Why It’s Good For The Celtics That Kyrie Irving Will Miss The Playoffs With Knee Injury

Bryan Brandom
(Photo: Getty Images)

Cheer up, Boston Celtics fans, it’s actually a good thing Kyrie Irving will miss the remainder of the season and the playoffs to undergo knee surgery.

I’ll start off with the harsh truth you don’t want to hear: Even with Irving, the 2017-18 Celtics weren’t good enough to win the NBA championship. They’re presently 18th in offensive rating, according to NBA.com, and though they’re first in defensive rating, they’ve also regressed on that end, ranking eighth in their last 15 games — still good, but not something that’ll carry them to the title — behind the likes of the lottery-bound Orlando Magic and Detroit Pistons.

Additionally, three weeks ago, Celtics general manager Danny Ainge revealed that Irving would require knee surgery at one point or another. 

“He has some surgery that may need to happen,” Ainge told 98.5 The Sports Hub. “But maybe not this summer. Maybe the following summer or maybe the summer after that. I think that he could probably do it any time he wanted, but I’m not sure that it’s needed at this moment.”

Going under the knife now benefits both Irving and the Celtics.

It’s not clear if the surgery Irving is about to undergo — to remove two screws in his left knee leftover from a 2015 surgery — is the same procedure Ainge was referring to, but it’s safe to assume that Irving and the Celtics will spend the four- or five-month recovery period fully addressing the health of the star point guard‘s knee. (Irving also denied a January report that he’d threatened to undergo surgery to leverage a trade from the Cleveland Cavaliers.)

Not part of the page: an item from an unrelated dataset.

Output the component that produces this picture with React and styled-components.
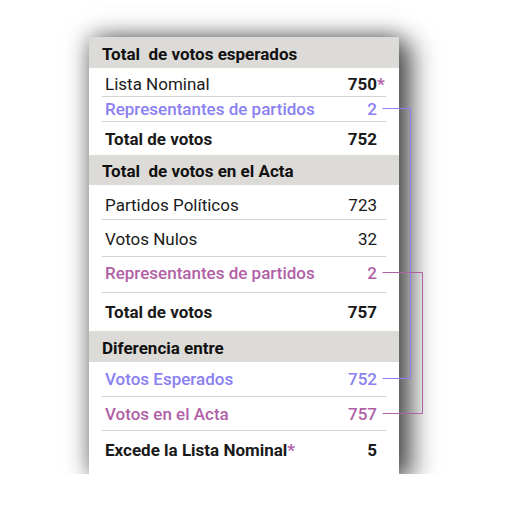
import styled, { createGlobalStyle } from "styled-components"

const BLUE = "#8a80f2"
const PINK = "#b15fa6"

const GlobalStyle = createGlobalStyle`
body {
  margin:0;
  background:#fff;
  font-family:Roboto, "Liberation Sans", sans-serif;
}
`

const sections = [
    {
        title: "Total  de votos esperados",
        rows: [
            { label: "Lista Nominal", value: "750", h: 29, shift: 3, star: true, valueWeight: 700 },
            { label: "Representantes de partidos", value: "2", h: 25, color: BLUE, weight: 500, valueWeight: 500 },
            { label: "Total de votos", value: "752", h: 33, weight: 700, valueWeight: 700 },
        ],
    },
    {
        title: "Total  de votos en el Acta",
        rows: [
            { label: "Partidos Políticos", value: "723", h: 35, shift: 5 },
            { label: "Votos Nulos", value: "32", h: 37, shift: 1 },
            { label: "Representantes de partidos", value: "2", h: 36, shift: -3, color: PINK, weight: 500, valueWeight: 500 },
            { label: "Total de votos", value: "757", h: 38, weight: 700, valueWeight: 700 },
        ],
    },
    {
        title: "Diferencia entre",
        rows: [
            { label: "Votos Esperados", value: "752", h: 35, color: BLUE, weight: 500, valueWeight: 500 },
            { label: "Votos en el Acta", value: "757", h: 34, color: PINK, weight: 500, valueWeight: 500 },
            { label: "Excede la Lista Nominal", labelStar: true, value: "5", h: 43, shift: -5, weight: 700, valueWeight: 700 },
        ],
    },
]

export default function App() {
    return (
        <>
            <GlobalStyle />
            <Page>
                <Wrap>
                    <Card>
                        {sections.map((s, i) => (
                            <Section key={i}>
                                <Header h={i === 1 ? 30 : 31}>{s.title}</Header>
                                <Rows>
                                    {s.rows.map((r, j) => (
                                        <Row key={j} h={r.h} shift={r.shift || 0} last={j === s.rows.length - 1}>
                                            <Label color={r.color} weight={r.weight}>
                                                {r.label}
                                                {r.labelStar && <Star>*</Star>}
                                            </Label>
                                            <Value color={r.color} weight={r.valueWeight}>
                                                {r.value}
                                                {r.star && <StarAfter>*</StarAfter>}
                                            </Value>
                                        </Row>
                                    ))}
                                </Rows>
                            </Section>
                        ))}
                    </Card>
                    <Links width="345" height="400" viewBox="0 0 345 400">
                        <polyline points="293.5,71.5 321.5,71.5 321.5,341.5 293.5,341.5" fill="none" stroke={BLUE} strokeWidth="1" />
                        <polyline points="293.5,235.5 333.5,235.5 333.5,376.5 293.5,376.5" fill="none" stroke={PINK} strokeWidth="1" />
                    </Links>
                </Wrap>
            </Page>
        </>
    )
}

const Page = styled.div`
padding:37px 0 0 89px;
`

const Wrap = styled.div`
position:relative;
width:310px;
`

const Card = styled.div`
width:310px;
background:#fff;
box-shadow:0 0 22px rgba(0,0,0,0.5), 14px 6px 24px rgba(0,0,0,0.55);
`

const Section = styled.div`
display:flex;
flex-direction:column;
`

const Header = styled.div`
height:${p => p.h}px;
box-sizing:border-box;
background:#dcdbd7;
display:flex;
align-items:center;
padding:2px 0 0 13px;
font-size:17px;
font-weight:700;
color:#111;
white-space:pre;
`

const Rows = styled.div`
padding:0 13px;
`

const Row = styled.div`
height:${p => p.h}px;
box-sizing:border-box;
display:flex;
align-items:center;
justify-content:space-between;
padding:${p => p.shift > 0 ? p.shift : 0}px 9px ${p => p.shift < 0 ? -p.shift : 0}px 3px;
border-bottom:${p => p.last ? "none" : "1px solid #d3d3d3"};
font-size:17px;
`

const Label = styled.div`
color:${p => p.color || "#1a1a1a"};
font-weight:${p => p.weight || 400};
`

const Value = styled.div`
position:relative;
color:${p => p.color || "#1a1a1a"};
font-weight:${p => p.weight || 400};
`

const Star = styled.span`
color:${PINK};
`

const StarAfter = styled.span`
position:absolute;
left:100%;
top:0;
color:${PINK};
`

const Links = styled.svg`
position:absolute;
left:0;
top:0;
pointer-events:none;
`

Doing so now means he should be completely recovered by the start of the 2018-19 campaign, coinciding with the return of fellow All-Star Gordon Hayward, to create a formidable offensive duo on the perimeter that could elevate the team to contender status — a much rosier scenario than that of Irving’s delaying the required procedures, then needing them when Hayward is actually healthy, once again dashing championship aspirations.

Being back to full health in 2018-19 could also greatly affect Irving’s pocketbook — he has the option to hit free agency after next year (or play on his current deal for one more year), so proof that he’s still the player he’s been for the last half decade would be more than enough assurance for prospective bidders for his services.

Without Irving, the Celtics’ expected playoff performance in 2018 will take a step back, but with Irving’s knee healthy next year, he and the team will be able to take two steps forward.